昔は平凡な企業戦士、今は辣腕頑固老人の日常!

日頃の思いや鬱憤を吐露!無礼千万なコメントは削除。

親子関係の考察

早朝ウォーキングをしていると、小中学校へ通う子供の集団に遭遇する。

小学生はランドセル、中学生はリュックサック。

大きくて重そうなカバンには、授業で使う学用品がいっぱいだ。

もう50年、半世紀以上も前の自分を思い出して、思わず「大変だなぁ、頑張れよ」と声を掛けたくなる

尤も最近の風潮は、ソンナ親切心を発揮しようものなら、とたんに不審人物扱いする。

実に味気ない世の中になったものだ。

 

最近はそんな殺風景な世相でいっぱいだが、急に冷え込んだ今朝、いつものルートを歩いていたら、実に微笑ましい光景に出くわした。

如何にも寒そうな玄関前に、防寒具に身を包んだ若い母親が立ちすくんでいる。

そしてはるか先に向かって、一所懸命に手を振っている。

その視線の先、直線にして150mほどの場所に、ランドセルを背負った子供がいる。

子供は度々後ろを振り返りながら、こちらもまた母親に向かって手を振る。

低学年の小学生のようだ。

親子の距離が少しずつ離れていく以外には、何の変化もない光景だが、親子の心の通い合いは充分に感じることができる。

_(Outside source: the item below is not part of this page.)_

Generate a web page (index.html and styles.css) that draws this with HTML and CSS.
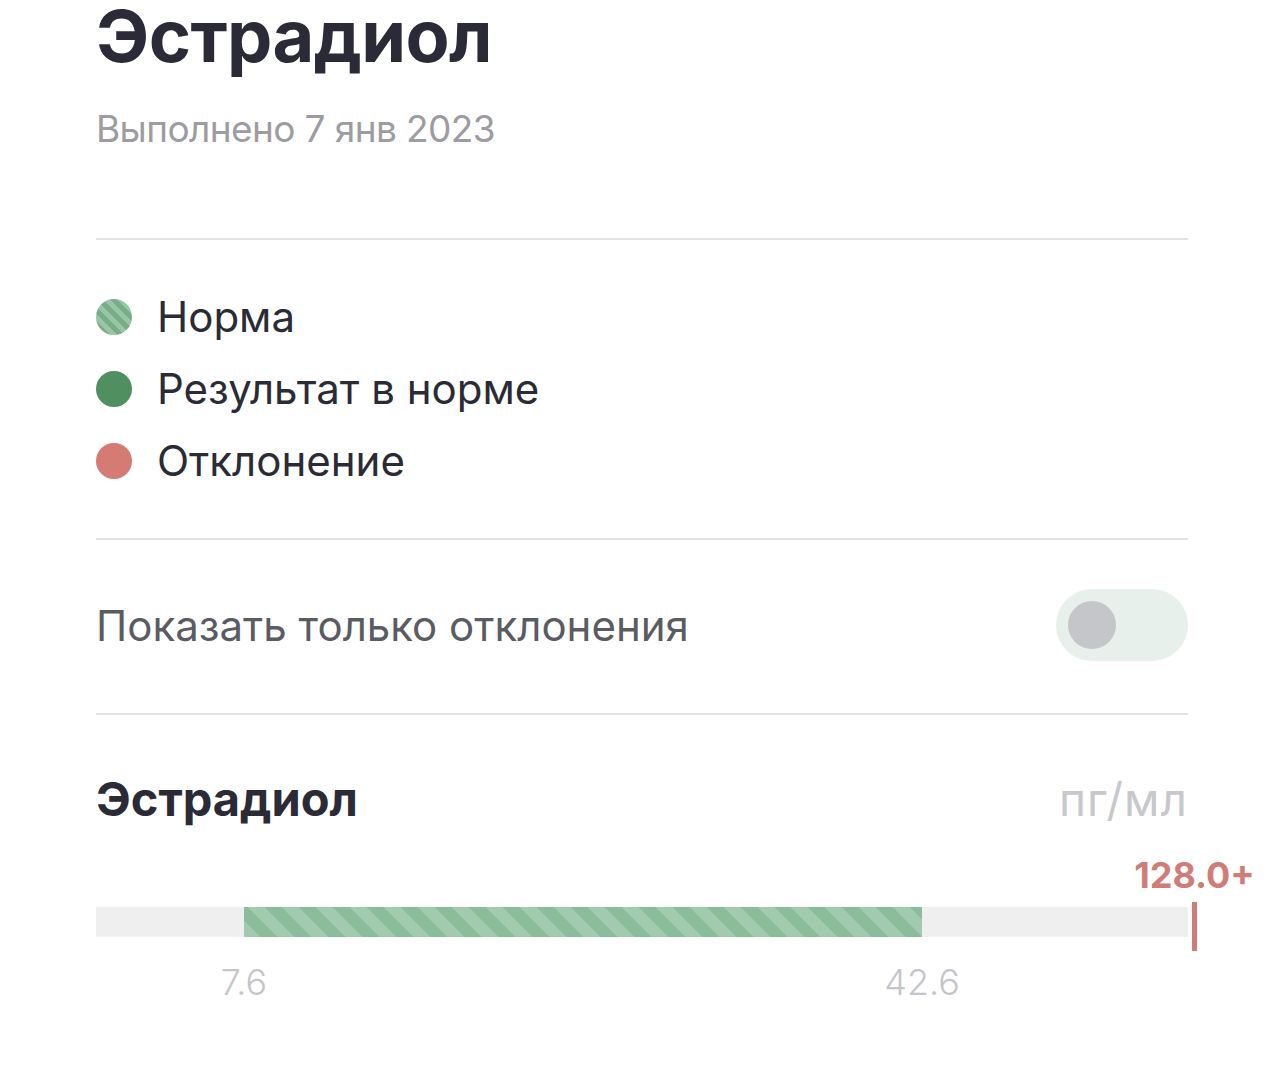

子供がコーナーを曲がって完全に見えなくなるまで、母親は心配そうに、しかし幾分誇らし気に、子供に手を振り続けていた。

 

このころの子供って、無条件で可愛い。

親の言うことをよく聞くし、学校で起きたこともつぶさに報告する。

しかし歳を重ねるに従い小学校も高学年になると、ほとんど口を利かないし、部屋から出てこなくなる。

そして中学、高校となると、もう最悪。

まるではれ物に触るような、反抗期を迎えてしまう。

どこの家でも、誰でも、親子関係はいずれこんな顛末を迎える。

だからこんな仲の良い親子を見かけるとまことにお節介ながら、「楽しいのは今の内だけだよ」と、余計な一言を掛けたくなる。

 

実は我が家も、子育ては苦労した。

ちょっと大げさだが、それなりの本くらいは書ける気がするほどだ。

愚息どもが小さい頃は、「これは天才ダ」と親馬鹿丸出しだった。

しかし長ずるにつれ、それが勘違いだと気が付き、そのうちに何とか真面に生きてくれればと、どんどん目標が落ち込んでいった。

そんな息子たちだが、今では二人とも一応は社会人として働いているし、他人様には迷惑をかけていないようなので、親としての役目は終わったとホッとしている。

が、その心境に至るまでは、山あり谷ありだった。

しかしその過程を冷静に振り返れば、最初の十年間の親孝行とちょうどバランスしている。

僕は、子供は生まれて十年間で、全ての親孝行が終わると確信している。

その後は、親に心配をかけるばかりだ。

しかし親子関係でいえば、最初の十年間ですべて元が取れていると考えないといけない。

後にどんなに心配をしても、トータルはチャラ。

可愛くて仕方がなかったころを思い出し、親子関係は先憂後楽の逆、先楽後憂と肝に銘じるべきだ。

尤もそう割り切っていると、子供が社会人になり、家庭でも持つと「子をもって知る親の恩」で、また親孝行の真似事をしてくれる場合もある。

それは親にとっては子育てのオマケみたいなモノだが、親冥利に尽きるモノでもある。